The idea is to create a Compute Engine Instance Group that automatically scales as instances get above a certain CPU usage. The Managed Instance group allows you to specify a template for the instances running as part of the Instance Group.

Step 1. Creating the image

Assuming you have a Google Cloud project (if not, create one here), the first step is to create a custom image that can be used in the template. The image is based on Ubuntu 16.04 in my case.

Create the VM

To create the image, start a Compute Engine VM. We use VMs with 2 CPUs and 4GB of RAM but you're free to choose what you prefer during this step. You can make the disk quite small too, since the VMs will be ephemeral. I chose normal 20Gb hard disks.

This is what it should look like (sorry for the Dutch in there):

Creation of Compute Engine VM

Install the Gitlab Runner

After creating your VM, SSH into it and install the Gitlab Runner (instructions for Ubuntu are here). We don't use the Docker executor, even though most of the attention-heavy infrastructure we run is on Docker. This is because so-called Docker in Docker scenarios can cause problems that are outside of this post's scope.

Set up a cron job to clean images

Since the hard disk on our VM is not that big and Docker images can accumulate to take quite some space on the hard disk, it's ideal to automatically clean the unused Docker images every 24 hours. Just to be sure :)

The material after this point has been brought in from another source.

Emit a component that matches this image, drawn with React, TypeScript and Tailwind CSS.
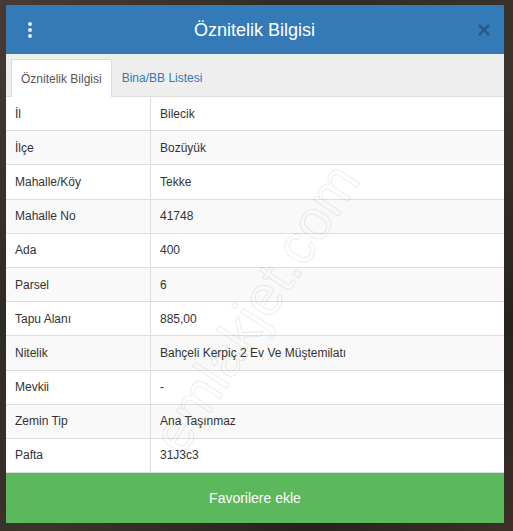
import React from "react";

const rows: [string, string][] = [
  ["İl", "Bilecik"],
  ["İlçe", "Bozüyük"],
  ["Mahalle/Köy", "Tekke"],
  ["Mahalle No", "41748"],
  ["Ada", "400"],
  ["Parsel", "6"],
  ["Tapu Alanı", "885,00"],
  ["Nitelik", "Bahçeli Kerpiç 2 Ev Ve Müştemilatı"],
  ["Mevkii", "-"],
  ["Zemin Tip", "Ana Taşınmaz"],
  ["Pafta", "31J3c3"],
];

export default function App() {
  return (
    <div
      className="w-[513px] h-[531px] overflow-hidden pt-[5px] pl-[6px] bg-[linear-gradient(135deg,#4a3a34_0%,#2f2b27_30%,#3b342c_55%,#26231f_80%,#3d3028_100%)]"
      style={{ fontFamily: '"Liberation Sans", Arial, sans-serif' }}
    >
      <div className="relative w-[498px] h-[518px] bg-white flex flex-col overflow-hidden">
        {/* header */}
        <div className="h-[49px] shrink-0 bg-[#337ab7] flex items-center justify-between px-[22px]">
          <div className="flex flex-col gap-[2px] items-center w-[4px]">
            <span className="w-[4px] h-[4px] rounded-full bg-[#e3edf7]" />
            <span className="w-[4px] h-[4px] rounded-full bg-[#e3edf7]" />
            <span className="w-[4px] h-[4px] rounded-full bg-[#e3edf7]" />
          </div>
          <div className="text-white text-[18px] leading-none">Öznitelik Bilgisi</div>
          <div className="text-[24px] font-bold leading-none text-black/25 -mr-[9px] mt-[1px]">×</div>
        </div>

        {/* tabs */}
        <div className="h-[43px] shrink-0 bg-[#eeeeee] pt-[5px] pl-[5px] flex border-b border-[#dddddd]">
          <div className="h-[38px] px-[9px] bg-white border border-[#dddddd] border-b-0 flex items-center text-[12px] text-[#555555] -mb-px">
            Öznitelik Bilgisi
          </div>
          <div className="h-[38px] px-[10px] flex items-center text-[12px] text-[#337ab7]">
            Bina/BB Listesi
          </div>
        </div>

        {/* attribute table */}
        <div className="flex flex-col">
          {rows.map(([label, value], i) => (
            <div
              key={label}
              className={`h-[34.2px] flex border-b border-[#dddddd] text-[12px] text-[#333333] ${
                i % 2 === 1 ? "bg-[#f9f9f9]" : "bg-white"
              }`}
            >
              <div className="w-[145px] shrink-0 pl-[9px] flex items-center border-r border-[#dddddd]">
                {label}
              </div>
              <div className="pl-[9px] flex items-center">{value}</div>
            </div>
          ))}
        </div>

        <div className="flex-1 bg-[#5cb85c] flex items-center justify-center text-white text-[14px]">
          Favorilere ekle
        </div>

        {/* watermark */}
        <div className="absolute left-[250px] top-[303px] -translate-x-1/2 -translate-y-1/2 -rotate-[57deg] text-[56px] text-transparent pointer-events-none whitespace-nowrap [-webkit-text-stroke:1px_rgba(0,0,0,0.08)]">
          emlakjet.com
        </div>
      </div>
    </div>
  );
}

You can save the following script to /etc/cron.daily/docker-auto-purge and make it executable with chmod +x /etc/cron.daily/docker-auto-purge.

#!/bin/sh

docker images -q |xargs docker rmi

If you want to specify the number of runners you want to allow per instance, you can edit the /etc/gitlab-runners/config.toml file and change the following lines to whatever you prefer:

concurrent = 1 # Concurrent jobs for this instance (0 does not mean unlimited!)
check_interval = 0 # How often to check GitLab for new builds (seconds)

Step 2. Create the image and template based on your VM

To actually set up your VM to be managed inside of an instance group, we'll have to create a blueprint for it. After this, we'll remove the VM and allow the Instance Group to create it based on the blueprint, and manage it.

Create the image

First, stop your VM. This will allow for safer passage through the land of image creation we're about to enter.

Select 'Compute Engine' from the sidebar in the Google Cloud Console and click 'Images'. Here, create a new image based on the hard disk (use it as the source disk) of your recently created VM.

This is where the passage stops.